I'm trying real hard though not to be "that old guy" in the class who is always talking about "that's not how it works in the real world" I already have to submit to the lectures from single mothers about how every language theory is either right because "that's how my 2 year old son is developing!" or wrong because "my two year old son is pretty smart, and I didn't notice him developing like that".

The Situation

  • Nov. 11th, 2008 at 11:46 PM
sweet
The other day I was cooking some rice because all I eat these days is rice, chicken thighs and frozen vegetables and this really seemed to bother my landlord. I'm sitting in the kitchen, staring at the steam coming out of this rice maker thing and he's sitting in the front room watching TV (which he does for 90% of the time he is here) and he goes "Adam, what are you cooking there?"
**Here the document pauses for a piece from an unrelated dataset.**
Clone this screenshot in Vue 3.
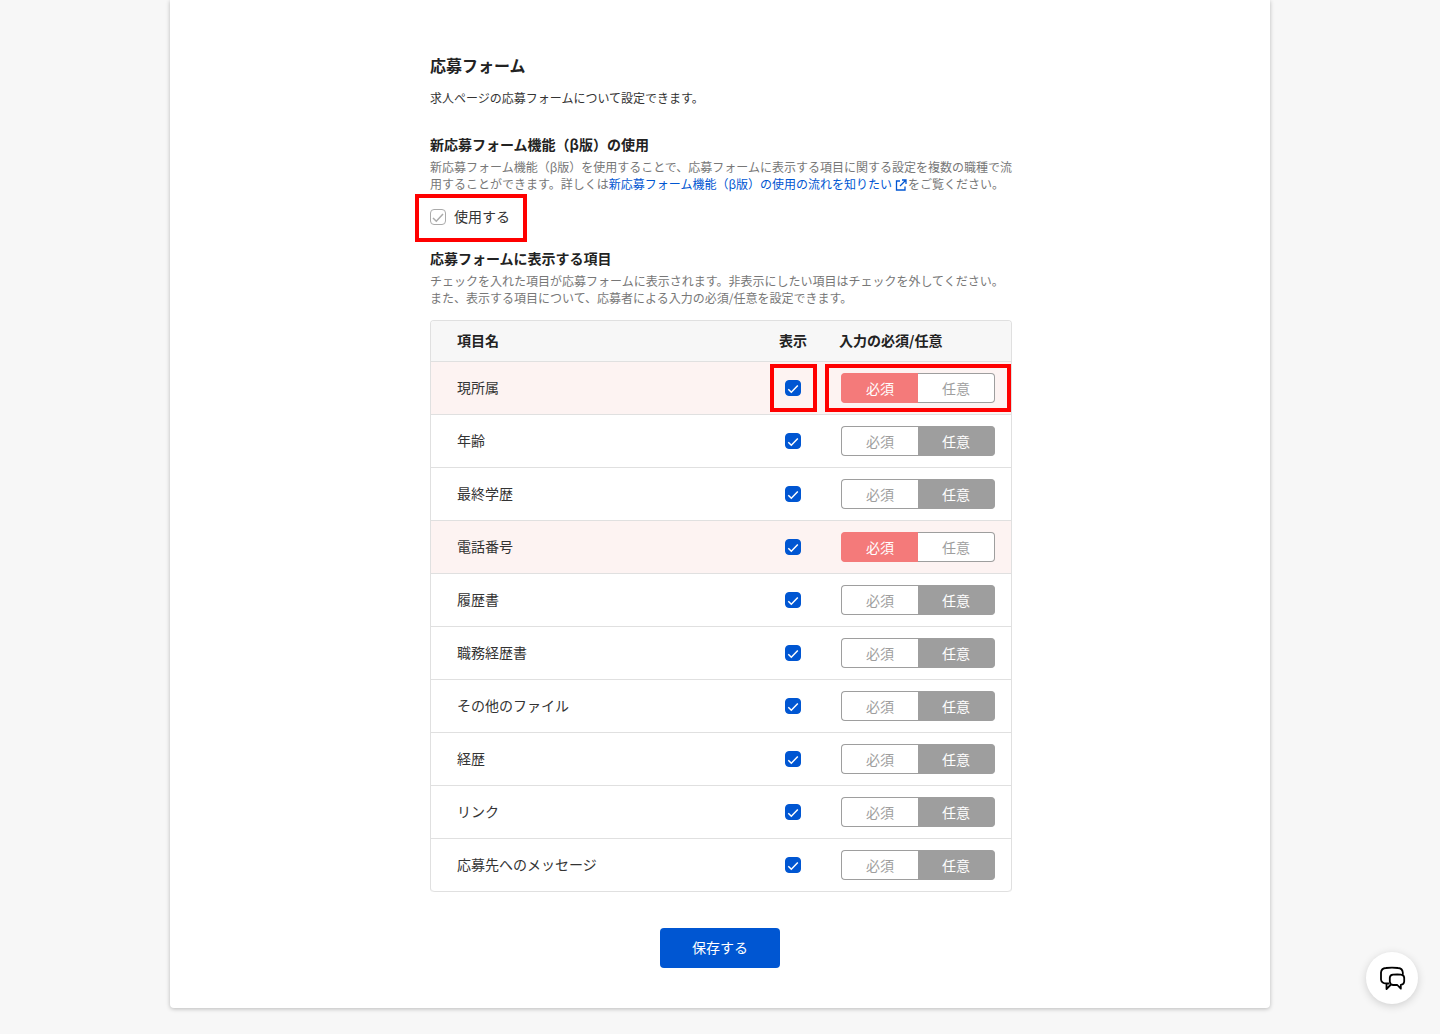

"I'm doing some jasmine rice, it's pretty good"

"Really? Do you add anything to that? It's got this smell man, I can smell it all through the house."

"Nope, just rice."

"Really? 'Cause I can really smell it."

"Yeah, I don't know what to tell you, it's rice. I think you can get it in Chinese restaruants."

"Ok, it's just got that smell."

That was the end of that conversation, because I didn't know what to say after that really, so I just stopped talking. Then there was this awkward tension there where I think he wanted me to apologize and tell him I'd never cook rice again, but I don't want to live in a world where a man isn't free to cook rice in the kitchen of the crappy student house he's a renting a room in as he pleases; might as well go back to the Dark Ages.

My landlord is a funny guy, he told me he was a cop but I think he is currently on paid leave for corruption charges because I Googled his name last week and found some pretty heavy shit.

hi there

  • Nov. 11th, 2008 at 11:35 PM
sweet

My 5 year old grandson doesn't seem to be able to pronounce 'sh' or 'ch' although he can say 's' and every other sound. Will this come with time? Is there anything we can do to help him?